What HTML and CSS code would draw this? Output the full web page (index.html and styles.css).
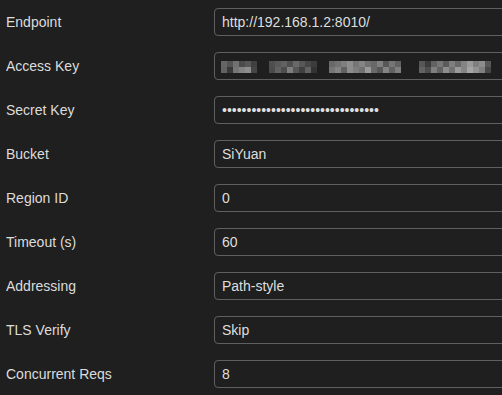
FILE: index.html
```html
<!DOCTYPE html>
<html lang="en">
<head>
<meta charset="utf-8">
<title>S3 Settings</title>
<link rel="stylesheet" href="styles.css">
</head>
<body>
<div class="form">
  <div class="row"><label class="label">Endpoint</label><div class="field">http://192.168.1.2:8010/</div></div>
  <div class="row"><label class="label">Access Key</label><div class="field"><div class="mosaic" aria-label="hidden access key"></div></div></div>
  <div class="row"><label class="label">Secret Key</label><div class="field secret">••••••••••••••••••••••••••••••••</div></div>
  <div class="row"><label class="label">Bucket</label><div class="field">SiYuan</div></div>
  <div class="row"><label class="label">Region ID</label><div class="field">0</div></div>
  <div class="row"><label class="label">Timeout (s)</label><div class="field">60</div></div>
  <div class="row"><label class="label">Addressing</label><div class="field">Path-style</div></div>
  <div class="row"><label class="label">TLS Verify</label><div class="field">Skip</div></div>
  <div class="row"><label class="label">Concurrent Reqs</label><div class="field">8</div></div>
</div>
</body>
</html>
```
FILE: styles.css
```css
html, body {
  margin: 0;
  padding: 0;
  background: #1f1f1f;
  overflow: hidden;
}
body {
  font-family: "Liberation Sans", Arial, sans-serif;
  font-size: 14px;
  color: #dcdcdc;
}
.form {
  display: flex;
  flex-direction: column;
  padding-left: 6px;
  width: 502px;
  box-sizing: border-box;
  overflow: hidden;
}
.row {
  display: flex;
  align-items: center;
  height: 44px;
  overflow: hidden;
}
.label {
  flex: 0 0 208px;
  color: #dcdcdc;
}
.field {
  flex: 0 0 320px;
  box-sizing: border-box;
  height: 28px;
  border: 1px solid #5f5f5f;
  border-radius: 4px;
  padding: 0 7px;
  display: flex;
  align-items: center;
  white-space: nowrap;
  color: #dedede;
  background: #1f1f1f;
}
.secret {
  font-size: 14px;
}
.mosaic {
  width: 270px;
  height: 12px;
  margin-left: -1px;
  margin-top: 1px;
  opacity: 0.9;
  background-repeat: no-repeat;
  background-size: 270px 6px, 270px 6px;
  background-position: 0 0, 0 6px;
  background-image:
    linear-gradient(to right, #6e6e6e 0 6px, #5a5a5a 6px 12px, #7a7a7a 12px 18px, #505050 18px 24px, #5e5e5e 24px 30px, #444 30px 36px, transparent 36px 48px, #555 48px 54px, #606060 54px 60px, #6a6a6a 60px 66px, #555 66px 72px, #727272 72px 78px, #5e5e5e 78px 84px, #4c4c4c 84px 90px, #404040 90px 96px, transparent 96px 108px, #727272 108px 114px, #7c7c7c 114px 120px, #8a8a8a 120px 126px, #9a9a9a 126px 132px, #808080 132px 138px, #909090 138px 144px, #7a7a7a 144px 150px, #727272 150px 156px, #8a8a8a 156px 162px, #5e5e5e 162px 168px, #808080 168px 174px, #6a6a6a 174px 180px, transparent 180px 198px, #5e5e5e 198px 204px, #404040 204px 210px, #6a6a6a 210px 216px, #808080 216px 222px, #626262 222px 228px, #8a8a8a 228px 234px, #727272 234px 240px, #909090 240px 246px, #a8a8a8 246px 252px, #8a8a8a 252px 258px, #9a9a9a 258px 264px, #5e5e5e 264px 270px),
    linear-gradient(to right, #6a6a6a 0 6px, #3c3c3c 6px 12px, #808080 12px 18px, #909090 18px 24px, #9a9a9a 24px 30px, #4a4a4a 30px 36px, transparent 36px 48px, #505050 48px 54px, #6a6a6a 54px 60px, #525252 60px 66px, #8a8a8a 66px 72px, #5e5e5e 72px 78px, #444 78px 84px, #6a6a6a 84px 90px, #363636 90px 96px, transparent 96px 108px, #808080 108px 114px, #909090 114px 120px, #6a6a6a 120px 126px, #9a9a9a 126px 132px, #8a8a8a 132px 138px, #7a7a7a 138px 144px, #a8a8a8 144px 150px, #727272 150px 156px, #5e5e5e 156px 162px, #909090 162px 168px, #6a6a6a 168px 174px, #8a8a8a 174px 180px, transparent 180px 198px, #6a6a6a 198px 204px, #525252 204px 210px, #8a8a8a 210px 216px, #6a6a6a 216px 222px, #9a9a9a 222px 228px, #7a7a7a 228px 234px, #a8a8a8 234px 240px, #909090 240px 246px, #b4b4b4 246px 252px, #a0a0a0 252px 258px, #8a8a8a 258px 264px, #4c4c4c 264px 270px);
}
```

#####

### The task
Isolate the lines that hold the word "styles" and copy all of them.

### Reply to the exercise
What HTML and CSS code would draw this? Output the full web page (index.html and styles.css).
<link rel="stylesheet" href="styles.css">
FILE: styles.css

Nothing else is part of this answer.